Quella più sentita avvenne proprio dinanzi a Palazzo Comitini, ai tempi sede della prefettura, a Palermo, dove un nutrito gruppo di uomini, donne, e bambini si radunò. La risposta non si fece attendere e il 139 reggimento dell’esercito ebbe ordine di far fuoco ad altezza d’uomo, uccidendo circa 24 persone e ferendone 158.

Chiusa questa breve e spicciola parentesi storica torniamo subito al faceto.

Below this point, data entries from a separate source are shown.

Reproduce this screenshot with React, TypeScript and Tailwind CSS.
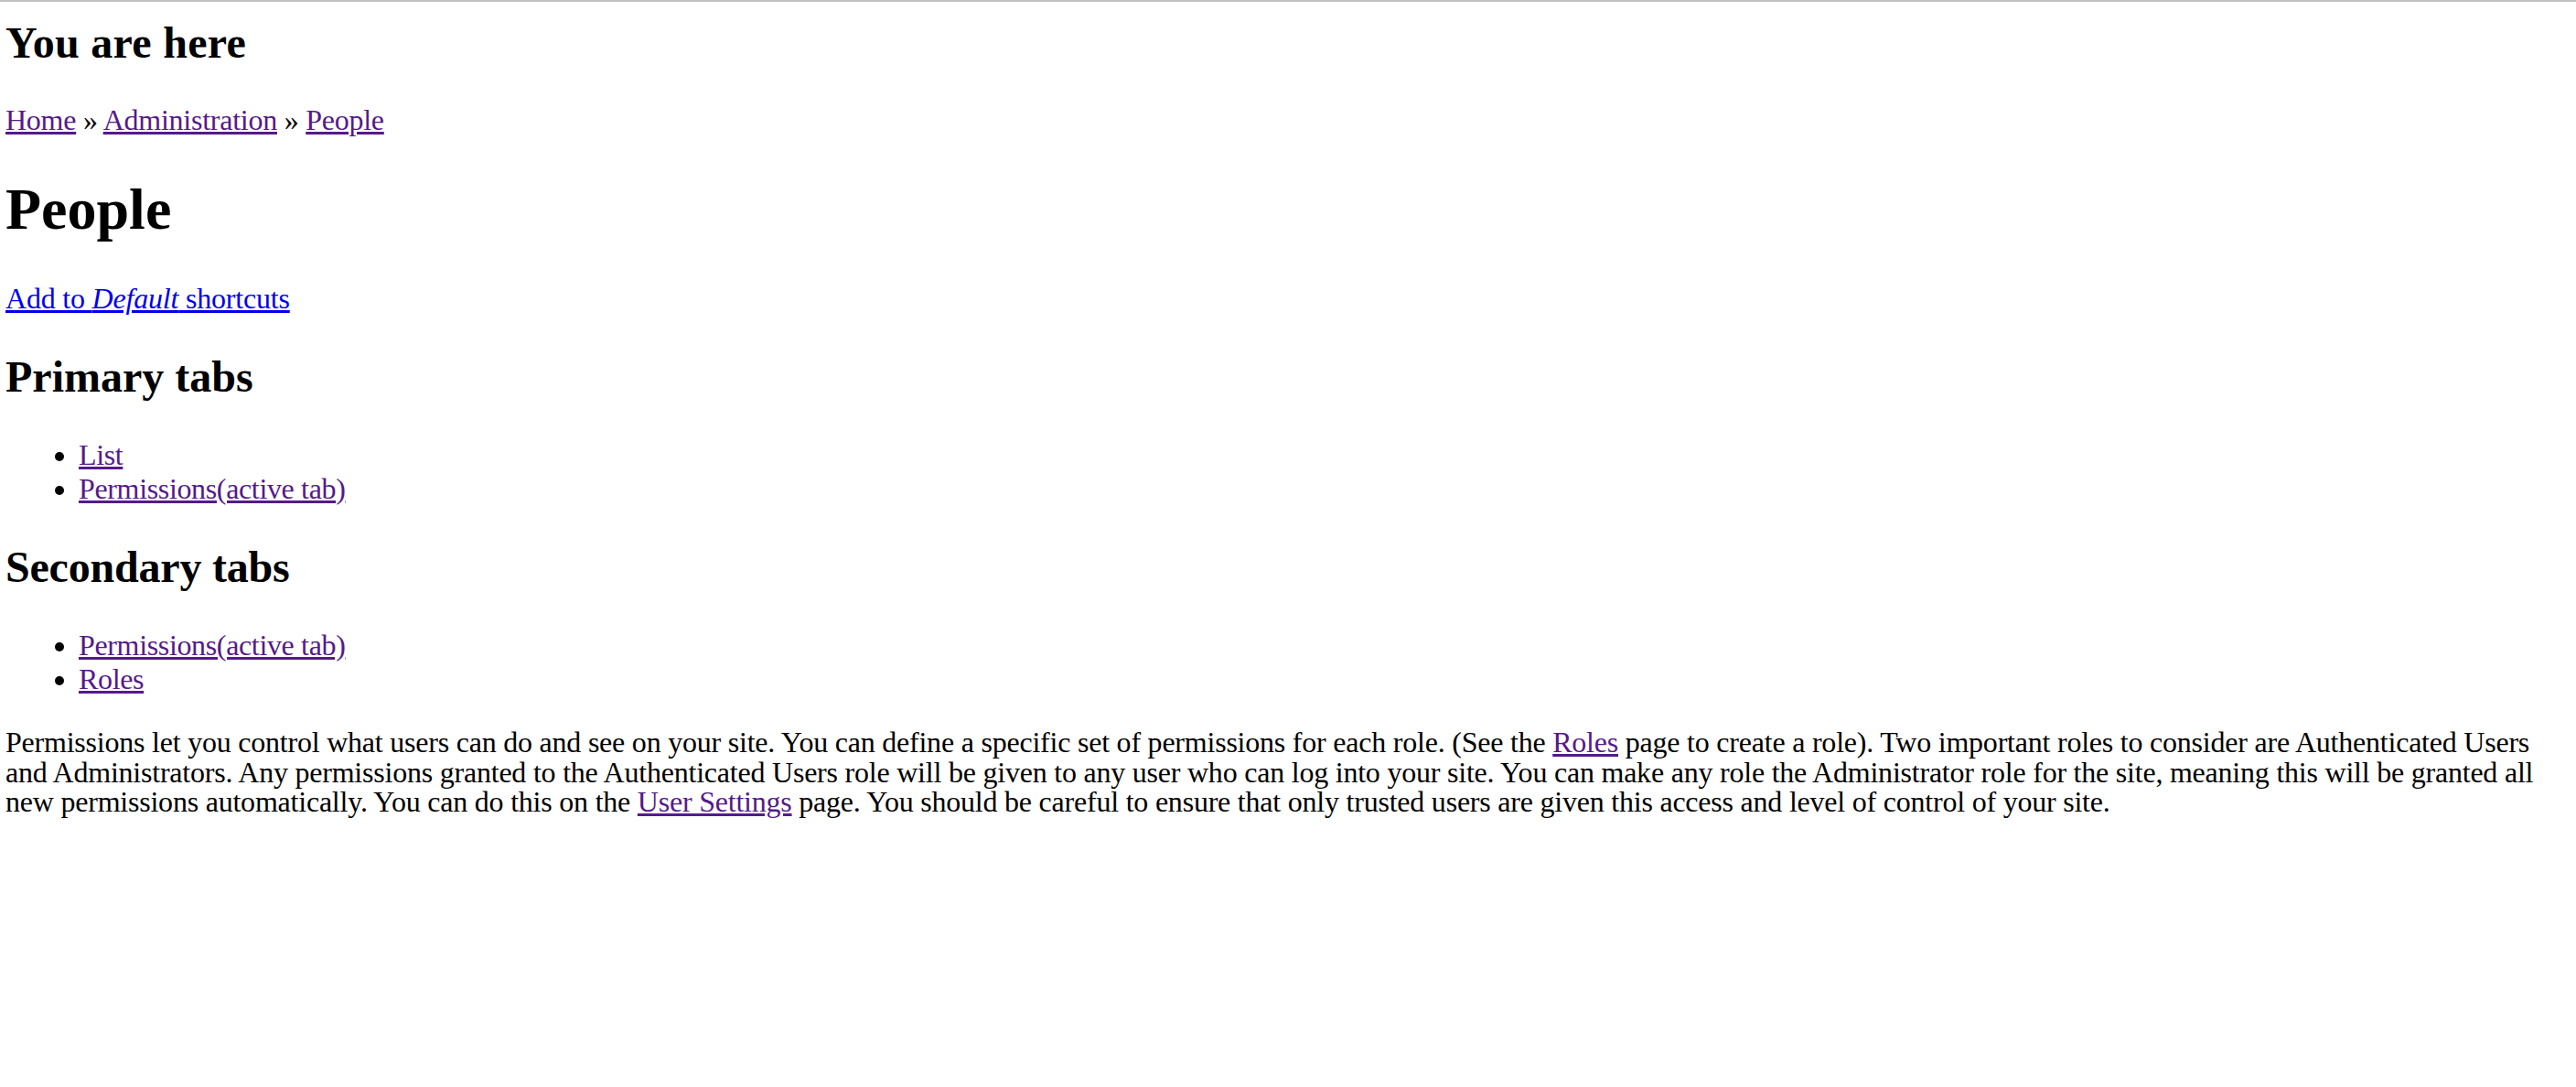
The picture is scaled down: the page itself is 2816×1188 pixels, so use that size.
import React from "react";

const visited = "text-[#551A8B] underline";

export default function App() {
  return (
    <div className="min-h-screen bg-white text-black font-['Liberation_Serif','Times_New_Roman',serif] text-[32px] leading-[35px] tracking-[-0.35px]">
      <div className="h-[2px] bg-[#c2c2c2]" />
      <div className="flex flex-col px-[6px]">
        <h2 className="mt-[17px] text-[48px] font-bold leading-[normal] tracking-[0.3px]">You are here</h2>
        <p className="mt-[40px] tracking-[-0.25px]">
          <a href="#" className={visited}>Home</a> » <a href="#" className={visited}>Administration</a> »{" "}
          <a href="#" className={visited}>People</a>
        </p>
        <h1 className="mt-[43px] text-[64px] font-bold leading-[normal] tracking-normal">People</h1>
        <p className="mt-[43px] tracking-[-0.2px]">
          <a href="#" className="text-[#0000EE] underline">
            Add to <em>Default</em> shortcuts
          </a>
        </p>
        <h2 className="mt-[40px] text-[48px] font-bold leading-[normal] tracking-normal">Primary tabs</h2>
        <ul className="mt-[40px] list-disc pl-[80px] leading-[36.5px]">
          <li><a href="#" className={visited}>List</a></li>
          <li><a href="#" className={visited}>Permissions(active tab)</a></li>
        </ul>
        <h2 className="mt-[40px] text-[48px] font-bold leading-[normal] tracking-[-0.2px]">Secondary tabs</h2>
        <ul className="mt-[40px] list-disc pl-[80px] leading-[36.5px]">
          <li><a href="#" className={visited}>Permissions(active tab)</a></li>
          <li><a href="#" className={visited}>Roles</a></li>
        </ul>
        <p className="mt-[35px] leading-[32.5px] tracking-[-0.22px]">
          Permissions let you control what users can do and see on your site. You can define a specific set of permissions
          for each role. (See the <a href="#" className={visited}>Roles</a> page to create a role). Two important roles to
          consider are Authenticated Users and Administrators. Any permissions granted to the Authenticated Users role will
          be given to any user who can log into your site. You can make any role the Administrator role for the site,
          meaning this will be granted all new permissions automatically. You can do this on the{" "}
          <a href="#" className={visited}>User Settings</a> page. You should be careful to ensure that only trusted users
          are given this access and level of control of your site.
        </p>
      </div>
    </div>
  );
}
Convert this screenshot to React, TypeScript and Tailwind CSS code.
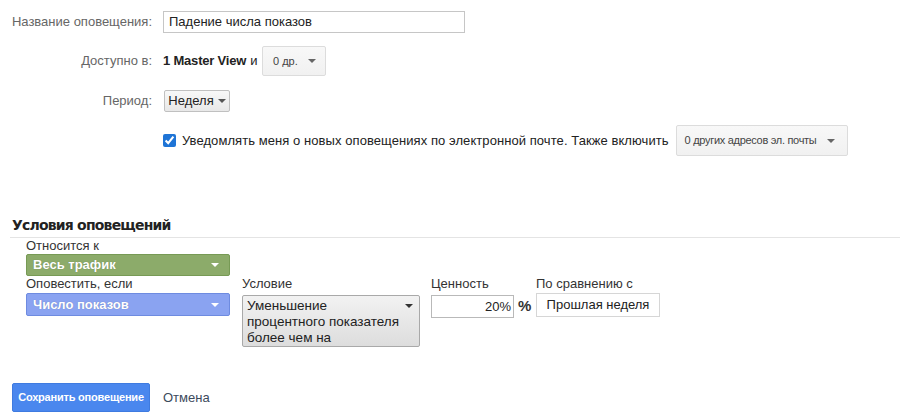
const Caret = ({ className = 'border-t-[#666]' }: { className?: string }) => (
  <span className={`inline-block w-0 h-0 border-l-[4px] border-r-[4px] border-t-[4px] border-l-transparent border-r-transparent ${className}`} />
)

export default function App() {
  return (
    <div className="w-[900px] h-[418px] bg-white text-[13px] text-[#333] font-['Liberation_Sans',Arial,sans-serif] overflow-hidden">
      {/* Alert settings */}
      <div className="flex flex-col pt-[11px]">
        <div className="flex items-center">
          <div className="w-[152px] text-right text-[#666]">Название оповещения:</div>
          <div className="ml-[11px] w-[302px] h-[22px] border border-[#c6c6c6] flex items-center px-[5px] text-[#222]">
            Падение числа показов
          </div>
        </div>

        <div className="flex items-center mt-[13px]">
          <div className="w-[152px] text-right text-[#666]">Доступно в:</div>
          <div className="ml-[11px] font-bold text-[#222] tracking-[-0.2px]">1 Master View</div>
          <div className="ml-[4px] text-[#222]">и</div>
          <button className="ml-[5px] w-[64px] h-[30px] border border-[#dcdcdc] rounded-[2px] bg-gradient-to-b from-[#f8f8f8] to-[#f1f1f1] flex items-center justify-center gap-[10px] text-[11px] text-[#444]">
            <span>0 др.</span>
            <Caret />
          </button>
        </div>

        <div className="flex items-center mt-[14px]">
          <div className="w-[152px] text-right text-[#666]">Период:</div>
          <button className="ml-[12px] w-[66px] h-[22px] border border-[#c0c0c0] rounded-[2px] bg-gradient-to-b from-[#f8f8f8] to-[#e8e8e8] flex items-center justify-center gap-[4px] text-[13px] text-[#222]">
            <span>Неделя</span>
            <Caret className="border-t-[#555]" />
          </button>
        </div>

        <div className="flex items-center mt-[13px] ml-[163px]">
          <input type="checkbox" defaultChecked className="w-[13px] h-[13px] m-0 accent-[#1e74d6]" />
          <span className="ml-[6px] text-[#222] tracking-[0.07px]">Уведомлять меня о новых оповещениях по электронной почте. Также включить</span>
          <button className="ml-[7px] w-[172px] h-[31px] border border-[#dcdcdc] rounded-[2px] bg-gradient-to-b from-[#f8f8f8] to-[#f1f1f1] flex items-center justify-between pl-[8px] pr-[12px] text-[11px] text-[#444] tracking-[-0.3px]">
            <span>0 других адресов эл. почты</span>
            <Caret />
          </button>
        </div>
      </div>

      {/* Conditions */}
      <div className="mt-[59px] pl-[12px] font-['DejaVu_Sans',Verdana,sans-serif] text-[14px] font-bold text-[#222] tracking-[-0.8px]">
        Условия оповещений
      </div>
      <div className="ml-[10px] mt-[1px] border-t border-[#e4e4e4]" />

      <div className="pl-[26px] flex flex-col">
        <div className="leading-[16px] text-[#333]">Относится к</div>
        <button className="w-[204px] h-[22px] rounded-[2px] border border-[#779a55] bg-[#8cab6a] flex items-center justify-between pl-[6px] pr-[10px] text-white font-bold text-[13px] [text-shadow:0_0_1px_rgba(0,0,0,0.25)]">
          <span>Весь трафик</span>
          <Caret className="border-t-white" />
        </button>

        <div className="flex items-start">
          <div className="flex flex-col w-[216px]">
            <div className="leading-[16px] text-[#333]">Оповестить, если</div>
            <button className="mt-[1px] w-[204px] h-[23px] rounded-[2px] border border-[#6e8be0] bg-[#8aa3f1] flex items-center justify-between pl-[6px] pr-[10px] text-white font-bold text-[13px] [text-shadow:0_0_1px_rgba(0,0,0,0.25)]">
              <span>Число показов</span>
              <Caret className="border-t-white" />
            </button>
          </div>

          <div className="flex flex-col w-[189px]">
            <div className="leading-[16px] text-[#333]">Условие</div>
            <div className="mt-[3px] w-[178px] h-[52px] border border-[#a9a9a9] rounded-[2px] bg-gradient-to-b from-[#f2f2f2] to-[#dddddd] flex items-start justify-between pl-[4px] pr-[6px] pt-[2px]">
              <span className="text-left leading-[16px] text-[13.5px] text-[#222]">
                Уменьшение<br />процентного показателя<br />более чем на
              </span>
              <span className="mt-[6px] flex"><Caret className="border-t-[#333]" /></span>
            </div>
          </div>

          <div className="flex flex-col w-[107px]">
            <div className="leading-[16px] text-[#333]">Ценность</div>
            <div className="mt-[3px] flex items-center">
              <div className="w-[83px] h-[23px] border border-[#b9b9b9] flex items-center justify-end pr-[2px] text-[#222]">20%</div>
              <span className="ml-[4px] font-bold text-[15px] text-[#333]">%</span>
            </div>
          </div>

          <div className="flex flex-col -ml-[2px]">
            <div className="leading-[16px] text-[#333]">По сравнению с</div>
            <div className="mt-[1px] w-[124px] h-[24px] border border-[#d6d6d6] flex items-center justify-center text-[#222]">
              Прошлая неделя
            </div>
          </div>
        </div>
      </div>

      {/* Actions */}
      <div className="flex items-center mt-[36px] pl-[12px]">
        <button className="w-[138px] h-[29px] rounded-[2px] bg-[#4a87ee] border border-[#3f7be0] text-white font-bold text-[11px] tracking-[-0.2px]">
          Сохранить оповещение
        </button>
        <span className="ml-[13px] text-[#3c4a5c]">Отмена</span>
      </div>
    </div>
  )
}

Diverse sono le usanze, nella nostra terra, legate all’uso del pane, per cui cari stranieri (ovvero tutti coloro che provengono dallo stretto di Messina in poi), non stupitevi se a tavola noterete atteggiamenti in bilico tra il curioso ed il superstizioso.

- Simile al principio dell’ energia: il pane non si butta, ma si trasforma. Con quello duro o avanzato si farà muddica, panuzzi fritti o altro. Se proprio si è costretti a gettarlo, lo si bacerà mormorando con deferenza “na bucca ru sugnuruzzu”.

- Non poggiate mai il pane a tavola sottosopra. MAI! Non si fa, è come incrociare i flussi con gli zaini protonici, è male! Se dovesse capitarvi verrete duramente redarguiti, alla stregua di un picciriddu. Mettere il pane sottosopra equivale a voltare le spalle ai vostri ospiti ed ai lumi. Non fatelo.

- Se a fine pasto, anche il più abbondante, vedete i commensali siculi inumidire il dito indice e raccogliere la giuggiolena (sesamo) caduta sulla tovaglia dal pane non stupitevi. Non è pititto residuo e neppure gola. Semplicemente si fa e basta, è un passatempo. È un accompagnamento al caffè e amaro finale.

Non esiste un motivo ben preciso. Alla stregua di più diversi orientamenti politici, ogni siciliano avrà una preferenza per una ben specifica pezzatura, anche se quest’ultima è decisa anche in base alla pietanza che deve essere accompagnata.

Elencarle tutte sarebbe cosa impossibile per cui verranno suddivise semplicemente in leggia e forte. La leggia è morbida, arrotondata, molta mollica, poca crosta.

I pezzi staccati da una forma leggia (ad esempio una scaletta o una mafalda) hanno spesso una forma a cuppitieddu e sono adatte a raccogliere sughi, creme o fare la scarpetta.

La forte, al contrario, è pezzatura bella incrastagnata, con punte e cozzi scrocchiarelli, poca mollica e molta crosta. Ideale per accompagnare formaggi molto stagionati e pietanze dai sapori decisamente forti.

Ci sarebbe da parlane ancora per molto, ma si rischierebbe di fare un vero e proprio trattato, ma già da queste poche righe credo sia possibile capire appieno perchè quando il siciliano vuole identificare una persona come malaminitta, grevia o munzignara lo appella con un "fussi pani u'nni manciassi".